_EXERCISE AIM_
Output the data word for word, dropping every image.

_PROVIDED RECORDS_
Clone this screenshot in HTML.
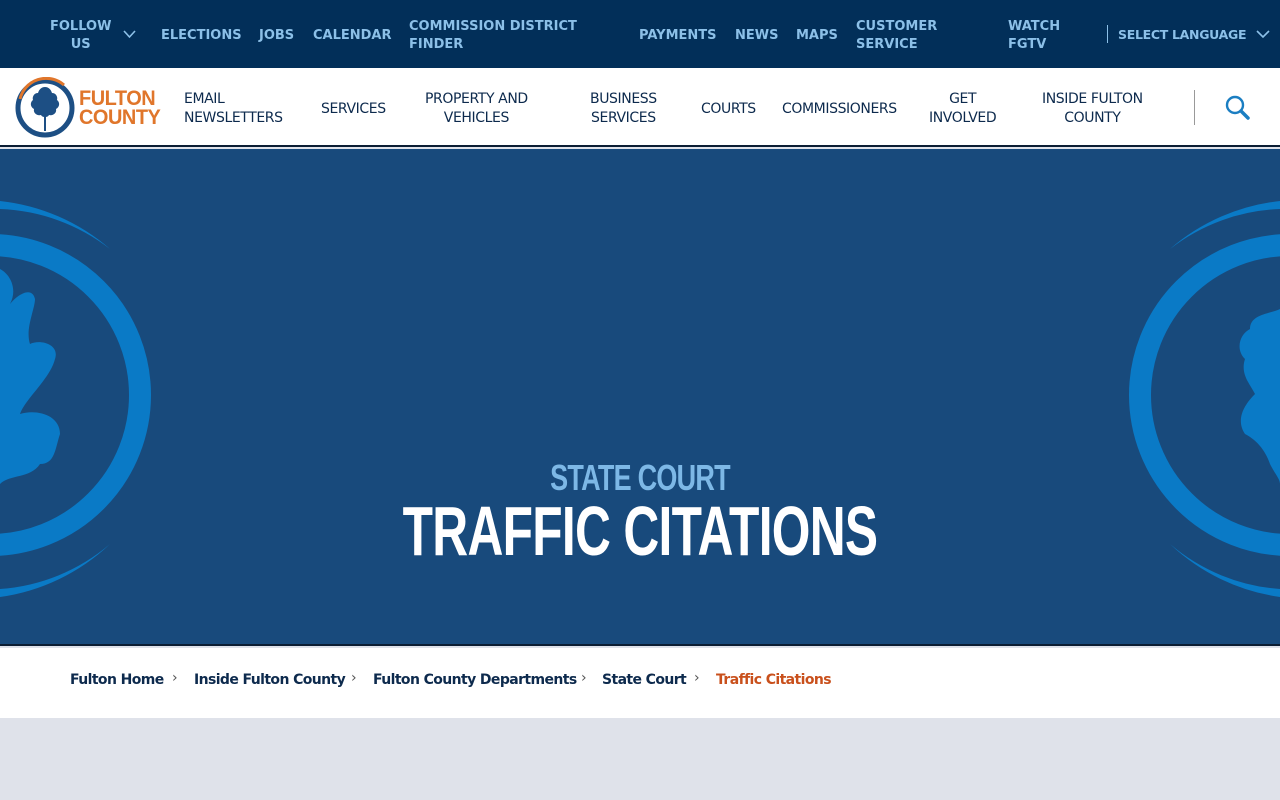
<!DOCTYPE html>
<html><head><meta charset="utf-8"><style>
*{margin:0;padding:0;box-sizing:border-box}
body{width:1280px;height:800px;overflow:hidden;background:#dfe2ea;font-family:"DejaVu Sans","Liberation Sans",sans-serif;position:relative}
.top{position:absolute;left:0;top:0;width:1280px;height:68px;background:#022f59}
.t{position:absolute;color:#8cc0e8;font-weight:bold;font-size:13px;letter-spacing:0;line-height:18px;margin-top:2px}
.nav{position:absolute;left:0;top:68px;width:1280px;height:79px;background:#fff;border-bottom:2px solid #0b1d33}
.n{position:absolute;color:#0d2a4d;font-size:14px;line-height:19px;text-align:center;letter-spacing:-.4px;margin-top:2px}
.hero{position:absolute;left:0;top:149px;width:1280px;height:497px;background:#184a7c;overflow:hidden;border-bottom:2px solid #0b1d33}
.bc{position:absolute;left:0;top:648px;width:1280px;height:70px;background:#fff}
.b{position:absolute;top:672px;font-size:14px;font-weight:bold;color:#0d2a4d;letter-spacing:-.6px}
.s{position:absolute;top:670px;color:#555;font-size:14px}
.h{position:absolute;left:0;width:1280px;text-align:center;font-family:"Liberation Sans",sans-serif;font-weight:bold}
</style></head><body>
<div class="top"></div>
<div class="t" style="left:50px;top:16px;text-align:center">FOLLOW<br>US</div>
<svg style="position:absolute;left:123px;top:30px" width="13" height="9"><path d="M1 1l5.5 6L12 1" stroke="#8cc0e8" stroke-width="1.6" fill="none"/></svg>
<div class="t" style="left:161px;top:25px">ELECTIONS</div>
<div class="t" style="left:259px;top:25px">JOBS</div>
<div class="t" style="left:313px;top:25px">CALENDAR</div>
<div class="t" style="left:409px;top:16px">COMMISSION DISTRICT<br>FINDER</div>
<div class="t" style="left:639px;top:25px">PAYMENTS</div>
<div class="t" style="left:735px;top:25px">NEWS</div>
<div class="t" style="left:796px;top:25px">MAPS</div>
<div class="t" style="left:856px;top:16px">CUSTOMER<br>SERVICE</div>
<div class="t" style="left:1008px;top:16px">WATCH<br>FGTV</div>
<div style="position:absolute;left:1107px;top:25px;width:1px;height:18px;background:#8cc0e8"></div>
<div class="t" style="left:1118px;top:24px;font-size:12.5px;letter-spacing:-.3px">SELECT LANGUAGE</div>
<svg style="position:absolute;left:1256px;top:30px" width="14" height="9"><path d="M1 1l6 6 6-6" stroke="#8cc0e8" stroke-width="1.6" fill="none"/></svg>

<div class="nav"></div>
<svg style="position:absolute;left:14px;top:77px" width="62" height="62" viewBox="0 0 62 62">
<circle cx="31" cy="31" r="27" fill="none" stroke="#1d4f84" stroke-width="5"/>
<path d="M6 22A27 27 0 0 1 50 8" stroke="#e0762b" stroke-width="3" fill="none"/>
<path d="M31 10c-4 0-6 3-7 6-4 0-6 4-5 7-3 2-3 7 1 9-1 4 3 7 7 6 1 2 3 2 4 2s3 0 4-2c4 1 8-2 7-6 4-2 4-7 1-9 1-3-1-7-5-7-1-3-3-6-7-6z" fill="#1d4f84"/>
<rect x="30" y="38" width="2" height="16" fill="#1d4f84"/>
</svg>
<div style="position:absolute;left:79px;top:89px;color:#e0762b;font-family:'Liberation Sans',sans-serif;font-weight:bold;font-size:21px;line-height:19px;letter-spacing:-.5px;transform:scaleX(.95);transform-origin:left">FULTON<br>COUNTY</div>
<div class="n" style="left:184px;top:88px;text-align:left">EMAIL<br>NEWSLETTERS</div>
<div class="n" style="left:321px;top:98px">SERVICES</div>
<div class="n" style="left:425px;top:88px">PROPERTY AND<br>VEHICLES</div>
<div class="n" style="left:590px;top:88px">BUSINESS<br>SERVICES</div>
<div class="n" style="left:701px;top:98px">COURTS</div>
<div class="n" style="left:782px;top:98px">COMMISSIONERS</div>
<div class="n" style="left:929px;top:88px">GET<br>INVOLVED</div>
<div class="n" style="left:1042px;top:88px">INSIDE FULTON<br>COUNTY</div>
<div style="position:absolute;left:1194px;top:90px;width:1px;height:35px;background:#999"></div>
<svg style="position:absolute;left:1225px;top:95px" width="26" height="26"><circle cx="10" cy="10" r="8" stroke="#1b7ec2" stroke-width="2.4" fill="none"/><path d="M16 16l7 7" stroke="#1b7ec2" stroke-width="3.5" stroke-linecap="round"/></svg>

<div class="hero">
<svg width="1280" height="497" style="position:absolute;left:0;top:0">
<g fill="#0a7ac6">
<circle cx="-10" cy="246" r="150" fill="none" stroke="#0a7ac6" stroke-width="22"/>
<path d="M0 52A200 200 0 0 1 110 100A190 190 0 0 0 0 60z"/>
<path d="M0 440A190 190 0 0 0 110 395A200 200 0 0 1 0 448z"/>
<path d="M0 120c10 5 18 20 10 35 8-10 22-18 25-5 0 10-10 30-5 45 10-5 30 0 25 15-5 20-30 40-35 55 15-5 40 0 40 20-5 15-5 30-20 30-10 15-30 10-40 20z"/>
<circle cx="1290" cy="246" r="150" fill="none" stroke="#0a7ac6" stroke-width="22"/>
<path d="M1280 52A200 200 0 0 0 1170 100A190 190 0 0 1 1280 60z"/>
<path d="M1280 440A190 190 0 0 1 1170 395A200 200 0 0 0 1280 448z"/>
<path d="M1280 160c-10 5-30 5-30 20-10 5-15 20-5 30-5 15 5 25 10 35-10 10-20 25-10 40 10 5 20 15 25 30 5 10 10 15 10 20z"/>
</g>
</svg>
</div>
<div class="h" style="top:457px;color:#7db8e6;font-size:36px;letter-spacing:-1px;transform:scaleX(.75)">STATE COURT</div>
<div class="h" style="top:491px;color:#fff;font-size:70px;letter-spacing:-1px;transform:scaleX(.71)">TRAFFIC CITATIONS</div>

<div class="bc"></div>
<div class="b" style="left:70px">Fulton Home</div>
<div class="s" style="left:172px">›</div>
<div class="b" style="left:194px">Inside Fulton County</div>
<div class="s" style="left:351px">›</div>
<div class="b" style="left:373px">Fulton County Departments</div>
<div class="s" style="left:581px">›</div>
<div class="b" style="left:602px">State Court</div>
<div class="s" style="left:694px">›</div>
<div class="b" style="left:716px;color:#c9501c">Traffic Citations</div>
</body></html>
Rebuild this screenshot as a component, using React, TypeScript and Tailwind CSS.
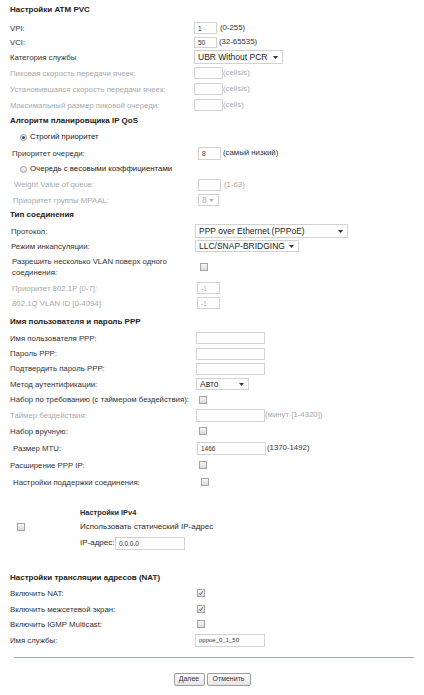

_WRITTEN ANSWER_
Clone this screenshot in HTML.
<!DOCTYPE html>
<html><head><meta charset="utf-8"><style>
*{margin:0;padding:0;box-sizing:border-box}
body{width:1280px;height:800px;overflow:hidden;background:#dfe2ea;font-family:"DejaVu Sans","Liberation Sans",sans-serif;position:relative}
.top{position:absolute;left:0;top:0;width:1280px;height:68px;background:#022f59}
.t{position:absolute;color:#8cc0e8;font-weight:bold;font-size:13px;letter-spacing:0;line-height:18px;margin-top:2px}
.nav{position:absolute;left:0;top:68px;width:1280px;height:79px;background:#fff;border-bottom:2px solid #0b1d33}
.n{position:absolute;color:#0d2a4d;font-size:14px;line-height:19px;text-align:center;letter-spacing:-.4px;margin-top:2px}
.hero{position:absolute;left:0;top:149px;width:1280px;height:497px;background:#184a7c;overflow:hidden;border-bottom:2px solid #0b1d33}
.bc{position:absolute;left:0;top:648px;width:1280px;height:70px;background:#fff}
.b{position:absolute;top:672px;font-size:14px;font-weight:bold;color:#0d2a4d;letter-spacing:-.6px}
.s{position:absolute;top:670px;color:#555;font-size:14px}
.h{position:absolute;left:0;width:1280px;text-align:center;font-family:"Liberation Sans",sans-serif;font-weight:bold}
</style></head><body>
<div class="top"></div>
<div class="t" style="left:50px;top:16px;text-align:center">FOLLOW<br>US</div>
<svg style="position:absolute;left:123px;top:30px" width="13" height="9"><path d="M1 1l5.5 6L12 1" stroke="#8cc0e8" stroke-width="1.6" fill="none"/></svg>
<div class="t" style="left:161px;top:25px">ELECTIONS</div>
<div class="t" style="left:259px;top:25px">JOBS</div>
<div class="t" style="left:313px;top:25px">CALENDAR</div>
<div class="t" style="left:409px;top:16px">COMMISSION DISTRICT<br>FINDER</div>
<div class="t" style="left:639px;top:25px">PAYMENTS</div>
<div class="t" style="left:735px;top:25px">NEWS</div>
<div class="t" style="left:796px;top:25px">MAPS</div>
<div class="t" style="left:856px;top:16px">CUSTOMER<br>SERVICE</div>
<div class="t" style="left:1008px;top:16px">WATCH<br>FGTV</div>
<div style="position:absolute;left:1107px;top:25px;width:1px;height:18px;background:#8cc0e8"></div>
<div class="t" style="left:1118px;top:24px;font-size:12.5px;letter-spacing:-.3px">SELECT LANGUAGE</div>
<svg style="position:absolute;left:1256px;top:30px" width="14" height="9"><path d="M1 1l6 6 6-6" stroke="#8cc0e8" stroke-width="1.6" fill="none"/></svg>

<div class="nav"></div>
<svg style="position:absolute;left:14px;top:77px" width="62" height="62" viewBox="0 0 62 62">
<circle cx="31" cy="31" r="27" fill="none" stroke="#1d4f84" stroke-width="5"/>
<path d="M6 22A27 27 0 0 1 50 8" stroke="#e0762b" stroke-width="3" fill="none"/>
<path d="M31 10c-4 0-6 3-7 6-4 0-6 4-5 7-3 2-3 7 1 9-1 4 3 7 7 6 1 2 3 2 4 2s3 0 4-2c4 1 8-2 7-6 4-2 4-7 1-9 1-3-1-7-5-7-1-3-3-6-7-6z" fill="#1d4f84"/>
<rect x="30" y="38" width="2" height="16" fill="#1d4f84"/>
</svg>
<div style="position:absolute;left:79px;top:89px;color:#e0762b;font-family:'Liberation Sans',sans-serif;font-weight:bold;font-size:21px;line-height:19px;letter-spacing:-.5px;transform:scaleX(.95);transform-origin:left">FULTON<br>COUNTY</div>
<div class="n" style="left:184px;top:88px;text-align:left">EMAIL<br>NEWSLETTERS</div>
<div class="n" style="left:321px;top:98px">SERVICES</div>
<div class="n" style="left:425px;top:88px">PROPERTY AND<br>VEHICLES</div>
<div class="n" style="left:590px;top:88px">BUSINESS<br>SERVICES</div>
<div class="n" style="left:701px;top:98px">COURTS</div>
<div class="n" style="left:782px;top:98px">COMMISSIONERS</div>
<div class="n" style="left:929px;top:88px">GET<br>INVOLVED</div>
<div class="n" style="left:1042px;top:88px">INSIDE FULTON<br>COUNTY</div>
<div style="position:absolute;left:1194px;top:90px;width:1px;height:35px;background:#999"></div>
<svg style="position:absolute;left:1225px;top:95px" width="26" height="26"><circle cx="10" cy="10" r="8" stroke="#1b7ec2" stroke-width="2.4" fill="none"/><path d="M16 16l7 7" stroke="#1b7ec2" stroke-width="3.5" stroke-linecap="round"/></svg>

<div class="hero">
<svg width="1280" height="497" style="position:absolute;left:0;top:0">
<g fill="#0a7ac6">
<circle cx="-10" cy="246" r="150" fill="none" stroke="#0a7ac6" stroke-width="22"/>
<path d="M0 52A200 200 0 0 1 110 100A190 190 0 0 0 0 60z"/>
<path d="M0 440A190 190 0 0 0 110 395A200 200 0 0 1 0 448z"/>
<path d="M0 120c10 5 18 20 10 35 8-10 22-18 25-5 0 10-10 30-5 45 10-5 30 0 25 15-5 20-30 40-35 55 15-5 40 0 40 20-5 15-5 30-20 30-10 15-30 10-40 20z"/>
<circle cx="1290" cy="246" r="150" fill="none" stroke="#0a7ac6" stroke-width="22"/>
<path d="M1280 52A200 200 0 0 0 1170 100A190 190 0 0 1 1280 60z"/>
<path d="M1280 440A190 190 0 0 1 1170 395A200 200 0 0 0 1280 448z"/>
<path d="M1280 160c-10 5-30 5-30 20-10 5-15 20-5 30-5 15 5 25 10 35-10 10-20 25-10 40 10 5 20 15 25 30 5 10 10 15 10 20z"/>
</g>
</svg>
</div>
<div class="h" style="top:457px;color:#7db8e6;font-size:36px;letter-spacing:-1px;transform:scaleX(.75)">STATE COURT</div>
<div class="h" style="top:491px;color:#fff;font-size:70px;letter-spacing:-1px;transform:scaleX(.71)">TRAFFIC CITATIONS</div>

<div class="bc"></div>
<div class="b" style="left:70px">Fulton Home</div>
<div class="s" style="left:172px">›</div>
<div class="b" style="left:194px">Inside Fulton County</div>
<div class="s" style="left:351px">›</div>
<div class="b" style="left:373px">Fulton County Departments</div>
<div class="s" style="left:581px">›</div>
<div class="b" style="left:602px">State Court</div>
<div class="s" style="left:694px">›</div>
<div class="b" style="left:716px;color:#c9501c">Traffic Citations</div>
</body></html>
Rebuild this screenshot as a component, using React, TypeScript and Tailwind CSS.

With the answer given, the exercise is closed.